= Information provided =
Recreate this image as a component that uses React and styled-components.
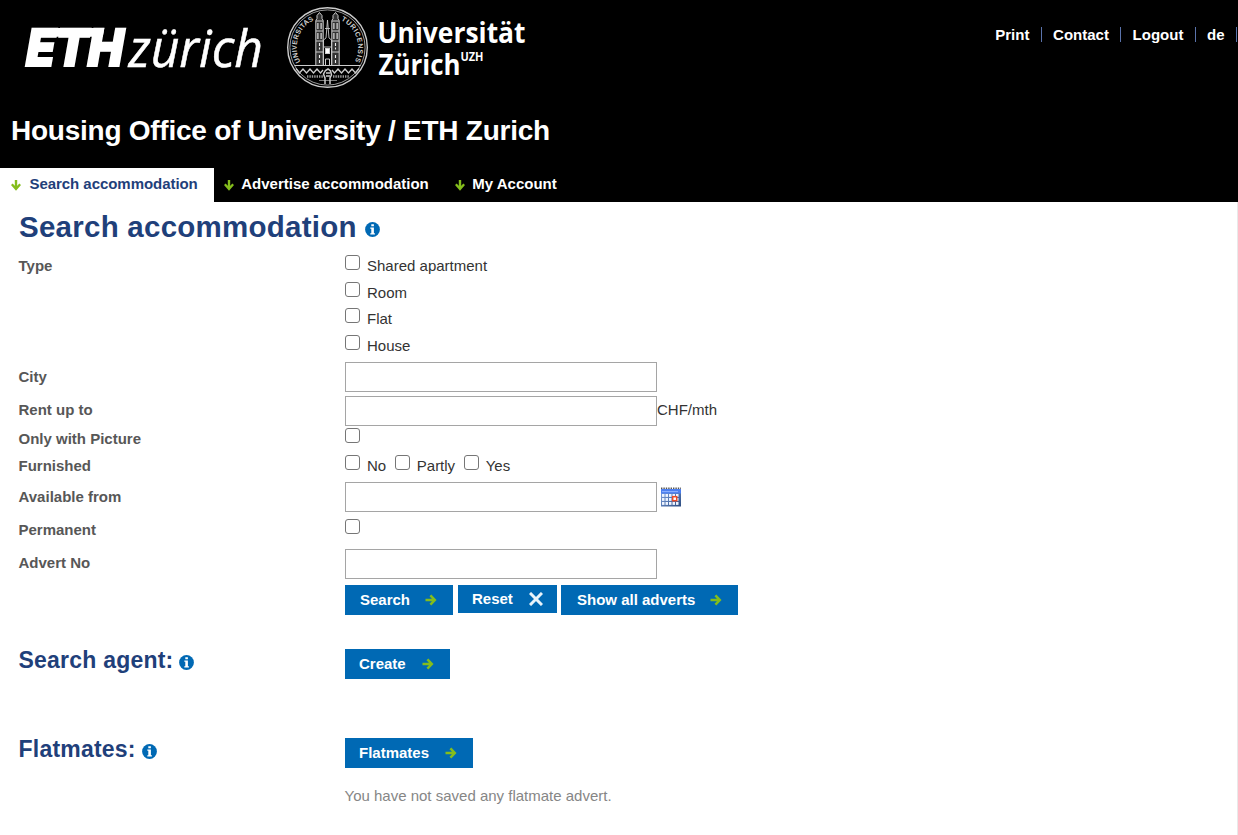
import React from 'react';
import styled, { createGlobalStyle } from 'styled-components';

const Global = createGlobalStyle`
  * { box-sizing: border-box; }
  body { margin: 0; background: #fff; font-family: "Liberation Sans", Arial, sans-serif; font-size: 15px; color: #333; overflow: hidden; }
  h1, h2, p { margin: 0; }
`;

const Page = styled.div`height: 835px; display: flex; flex-direction: column;`;
const Header = styled.header`height: 202px; background: #000; color: #fff; display: flex; flex-direction: column;`;
const HeaderTop = styled.div`height: 105px; display: flex; justify-content: space-between; align-items: flex-start;`;
const MetaNav = styled.nav`display: flex; margin: 27px 1px 0 0;`;
const MetaLink = styled.a`
  height: 15px; line-height: 15px; padding: 0 11.4px 0 11.3px; font-weight: 700; color: #fff;
  border-right: 1px solid #5a73ab;
`;
const SiteTitle = styled.div`
  height: 63px; padding-left: 11px; line-height: 51px; font-size: 28px; font-weight: 700; white-space: nowrap;
  letter-spacing: -0.25px;
`;
const Tabs = styled.nav`display: flex; height: 34px;`;
const Tab = styled.a`
  display: flex; align-items: center; gap: ${(p) => (p.$active ? 8.5 : 7.5)}px; padding: 0 16px 3px 11px; font-weight: 700; white-space: nowrap;
  letter-spacing: ${(p) => (p.$active ? -0.05 : 0)}px;
  background: ${(p) => (p.$active ? '#fff' : '#000')}; color: ${(p) => (p.$active ? '#1f407a' : '#fff')};
  & + & { padding-left: 10px; }
  svg { margin-top: 4px; flex: none; }
`;
const Main = styled.main`flex: 1; border-right: 1px solid #e9e9e9; padding-left: 18px;`;
const Heading = styled.h1`
  display: flex; align-items: center; height: 53px; padding: 0 0 4px 1px; gap: 8px;
  font-size: 29.5px; letter-spacing: 0.25px; font-weight: 700; color: #1f407a;
  svg { margin-top: 5px; }
`;
const Row = styled.div`
  display: grid; grid-template-columns: 327px 1fr; align-items: start; height: ${(p) => p.$height}px;
`;
const Label = styled.label`
  line-height: 20px; padding: ${(p) => p.$top}px 0 0 0.5px; font-weight: 700; color: #575757;
`;
const Field = styled.div`display: flex; align-items: flex-start;`;
const OptionList = styled.div`display: flex; flex-direction: column;`;
const Option = styled.label`
  display: flex; align-items: flex-start; gap: 7px; height: 26.6px; margin-right: ${(p) => p.$gap || 0}px;
  span { line-height: 20px; margin-top: 1px; }
`;
const Checkbox = styled.input.attrs({ type: 'checkbox' })`
  appearance: none; flex: none; width: 15px; height: 15px; margin: 0; border: 1.3px solid #767676; border-radius: 3px; background: #fff;
`;
const TextInput = styled.input.attrs({ type: 'text' })`
  width: 312px; height: 30px; margin: 0; padding: 0 6px; border: 1px solid #a5a5a5; border-radius: 0; background: #fff;
`;
const Unit = styled.span`line-height: 20px; margin-top: 4px;`;
const CalendarButton = styled.button`border: 0; background: none; padding: 0; margin: 5px 0 0 4px; height: 20px; line-height: 0;`;
const Button = styled.button`
  display: flex; align-items: center; justify-content: space-between; width: ${(p) => p.$width}px; height: ${(p) => p.$height || 30}px;
  margin: 0 ${(p) => p.$gap || 0}px 0 0; padding: 0 ${(p) => p.$right || 16}px 1px ${(p) => p.$left || 14}px;
  border: 0; background: #0069b4; color: #fff; font: 700 15px "Liberation Sans", Arial, sans-serif; white-space: nowrap;
  svg { margin-top: 1px; }
`;
const Section = styled(Row)`margin-top: ${(p) => p.$before}px;`;
const SubHeading = styled.h2`
  display: flex; align-items: center; height: 23px; padding-left: 0.5px; gap: 6px; font-size: 23px; letter-spacing: 0.22px; font-weight: 700; color: #1f407a;
  svg { margin-top: 4px; }
`;
const Note = styled.p`padding: 18px 0 0 326.5px; line-height: 20px; color: #868686;`;

const ArrowDown = () => (
  <svg width="10" height="11" viewBox="0 0 10 11" fill="none" stroke="#84bd1c" strokeWidth="2.4">
    <path d="M5 0V9.400M.8 4.200 5 9 9.200 4.200" />
  </svg>
);
const ArrowRight = () => (
  <svg width="12" height="12" viewBox="0 0 12 12" fill="none" stroke="#84bd1c" strokeWidth="2.500">
    <path d="M.5 6H10M5.400 1.400 9.800 6 5.400 10.600" />
  </svg>
);
const Cross = () => (
  <svg width="14" height="14" viewBox="0 0 14 14" stroke="#e9f3fa" strokeWidth="3">
    <path d="M1 1 13 13M13 1 1 13" />
  </svg>
);
const Info = () => (
  <svg width="15" height="15" viewBox="0 0 15 15">
    <circle cx="7.5" cy="7.5" r="7.4" fill="#0069b4" />
    <path d="M6.300 2.300h2.600v2H6.300zM5.300 5.600h3.600v5.700h1v1.200H5.300v-1.200h1V6.800h-1z" fill="#fff" />
  </svg>
);
const Calendar = () => (
  <svg width="20" height="20" viewBox="0 0 20 20">
    <defs>
      <linearGradient id="calBody" x1="0" y1="0" x2="1" y2="1">
        <stop offset="0" stopColor="#86a9e8" />
        <stop offset="1" stopColor="#2c4c80" />
      </linearGradient>
    </defs>
    <rect x="0" y="2" width="20" height="17.500" fill="url(#calBody)" />
    <rect x="0" y="2" width="20" height="4.500" fill="#4c7ff0" />
    <path d="M1 4.600H17" stroke="#8fb2ff" />
    <path d="M0 1.300H20" stroke="#555" strokeWidth="1.600" strokeDasharray="1.400 1" />
    {[7, 11, 15].map((y) => [1, 4.5, 8, 11.5, 15].map((x) => (
      <rect key={`${x}-${y}`} x={x} y={y} width="2.500" height="2.900" fill="#eef4ff" />
    )))}
    <rect x="11.700" y="9.700" width="4" height="4" fill="#fff" stroke="#ee4a24" strokeWidth="1.500" />
  </svg>
);

const Tower = ({ x }) => (
  <g transform={`translate(${x} 0)`} stroke="#ccc" fill="none">
    <path d="M-3.700 66V20.500L-2.500 18.500V15.500L0 12.500 2.500 15.500V18.500L3.700 20.500V66" strokeWidth="1" fill="#333" />
    <path d="M-3.500 21H3.500M-3.500 31H3.500M-3.500 41H3.500M-3.500 52H3.500" strokeWidth="1.100" />
    <path d="M-1.600 23v6M1.600 23v6M-1.600 33v6M1.600 33v6M0 43v3M0 47.500v2M0 55v3M0 60v3" strokeWidth="1.100" stroke="#eee" />
  </g>
);

const Logos = () => (
  <svg width="560" height="100" viewBox="0 0 560 100" fill="#fff">
    <g transform="translate(23.500 66.300) skewX(-10)">
      <text x="0" y="0" fontFamily="Inter, sans-serif" fontWeight="900" fontSize="51.500" textLength="97.500" lengthAdjust="spacingAndGlyphs" stroke="#fff" strokeWidth="1.800">ETH</text>
      <rect x="20" y="-38.300" width="54" height="8.800" />
    </g>
    <text x="128.500" y="66.500" fontFamily="'Open Sans', sans-serif" fontStyle="italic" fontWeight="400" fontSize="51" textLength="134.500" lengthAdjust="spacingAndGlyphs" stroke="#fff" strokeWidth="0.500">zürich</text>

    <g fill="none" stroke="#ccc">
      <circle cx="327.500" cy="47.500" r="39.800" strokeWidth="1.400" />
      <circle cx="327.500" cy="47.500" r="37.600" stroke="#aaa" strokeWidth="0.900" />
    </g>
    <path id="sealLeft" d="M300.500 62A30.300 30.300 0 0 1 315 19.600" fill="none" />
    <path id="sealRight" d="M341 20.300A30.300 30.300 0 0 1 354 63" fill="none" />
    <g fill="#ccc" fontFamily="'Liberation Sans', sans-serif" fontSize="7" fontWeight="700">
      <text><textPath href="#sealLeft" textLength="49">UNIVERSITAS</textPath></text>
      <text><textPath href="#sealRight" textLength="48">TURICENSIS</textPath></text>
    </g>
    <Tower x={319.5} />
    <Tower x={335.5} />
    <g stroke="#ccc" fill="none">
      <path d="M323.500 40 326 38 327.500 20 329 38 331.500 40V66M323.500 40V66M325 28.500H330M323.500 47H331.500" strokeWidth="0.900" />
      <rect x="325.500" y="48.500" width="4" height="5" fill="#fff" />
      <path d="M325.500 66V59H329.500V66" />
      <path d="M294.500 65.500H360.500" strokeWidth="1.200" />
      <path d="M296 68.500 299.500 73 303 69 306.500 73 310 69 313.500 73 317 69 320.500 73 323 70M332 70 334.500 73 338 69 341.500 73 345 69 348.500 73 352 69 355.500 73 359 68.500" strokeWidth="1.300" />
      <path d="M307 76.500H323M333 76.500H349" stroke="#999" strokeWidth="2.600" strokeDasharray="1.400 1" />
      <path d="M319 80.500H337" stroke="#888" strokeWidth="0.900" />
      <path d="M325 84V78L323.500 74 325.500 70.500 328 69 330.500 71 331.500 75 330 78V84" strokeWidth="1.500" />
      <path d="M326 73H330M326 76H330" strokeWidth="1.500" />
    </g>

    <g fontFamily="'Open Sans', sans-serif" fontWeight="700">
      <text x="377.500" y="43" fontSize="28.500" textLength="148" lengthAdjust="spacingAndGlyphs">Universität</text>
      <text x="378.500" y="75.300" fontSize="28.500" textLength="82" lengthAdjust="spacingAndGlyphs">Zürich</text>
      <text x="460.500" y="60.500" fontSize="11.500" textLength="23" lengthAdjust="spacingAndGlyphs">UZH</text>
    </g>
  </svg>
);

export default function App() {
  return (
    <Page>
      <Global />
      <Header>
        <HeaderTop>
          <Logos />
          <MetaNav>
            <MetaLink>Print</MetaLink>
            <MetaLink>Contact</MetaLink>
            <MetaLink>Logout</MetaLink>
            <MetaLink>de</MetaLink>
          </MetaNav>
        </HeaderTop>
        <SiteTitle>Housing Office of University / ETH Zurich</SiteTitle>
        <Tabs>
          <Tab $active><ArrowDown />Search accommodation</Tab>
          <Tab><ArrowDown />Advertise accommodation</Tab>
          <Tab><ArrowDown />My Account</Tab>
        </Tabs>
      </Header>
      <Main>
        <Heading>Search accommodation<Info /></Heading>
        <Row $height={107}>
          <Label $top={1}>Type</Label>
          <OptionList>
            {['Shared apartment', 'Room', 'Flat', 'House'].map((name) => (
              <Option key={name}><Checkbox /><span>{name}</span></Option>
            ))}
          </OptionList>
        </Row>
        <Row $height={34}><Label $top={5}>City</Label><Field><TextInput /></Field></Row>
        <Row $height={32}><Label $top={4}>Rent up to</Label><Field><TextInput /><Unit>CHF/mth</Unit></Field></Row>
        <Row $height={27}><Label $top={1}>Only with Picture</Label><Field><Checkbox /></Field></Row>
        <Row $height={27}>
          <Label $top={1}>Furnished</Label>
          <Field>
            <Option $gap={8.6}><Checkbox /><span>No</span></Option>
            <Option $gap={8.6}><Checkbox /><span>Partly</span></Option>
            <Option><Checkbox /><span>Yes</span></Option>
          </Field>
        </Row>
        <Row $height={37}>
          <Label $top={5}>Available from</Label>
          <Field><TextInput /><CalendarButton><Calendar /></CalendarButton></Field>
        </Row>
        <Row $height={30}><Label $top={1}>Permanent</Label><Field><Checkbox /></Field></Row>
        <Row $height={36}><Label $top={4}>Advert No</Label><Field><TextInput /></Field></Row>
        <Row $height={30}>
          <span />
          <Field>
            <Button $width={108} $gap={5} $left={15}>Search<ArrowRight /></Button>
            <Button $width={99} $gap={4} $height={28} $right={14}>Reset<Cross /></Button>
            <Button $width={177} $left={16}>Show all adverts<ArrowRight /></Button>
          </Field>
        </Row>
        <Section $before={34} $height={30}>
          <SubHeading>Search agent:<Info /></SubHeading>
          <Button $width={105}>Create<ArrowRight /></Button>
        </Section>
        <Section $before={59} $height={30}>
          <SubHeading>Flatmates:<Info /></SubHeading>
          <Button $width={128}>Flatmates<ArrowRight /></Button>
        </Section>
        <Note>You have not saved any flatmate advert.</Note>
      </Main>
    </Page>
  );
}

= Task instructions =
Scan the listing above. Gather each line that contains the word "components".

= Solution to this exercise =
Recreate this image as a component that uses React and styled-components.
import styled, { createGlobalStyle } from 'styled-components';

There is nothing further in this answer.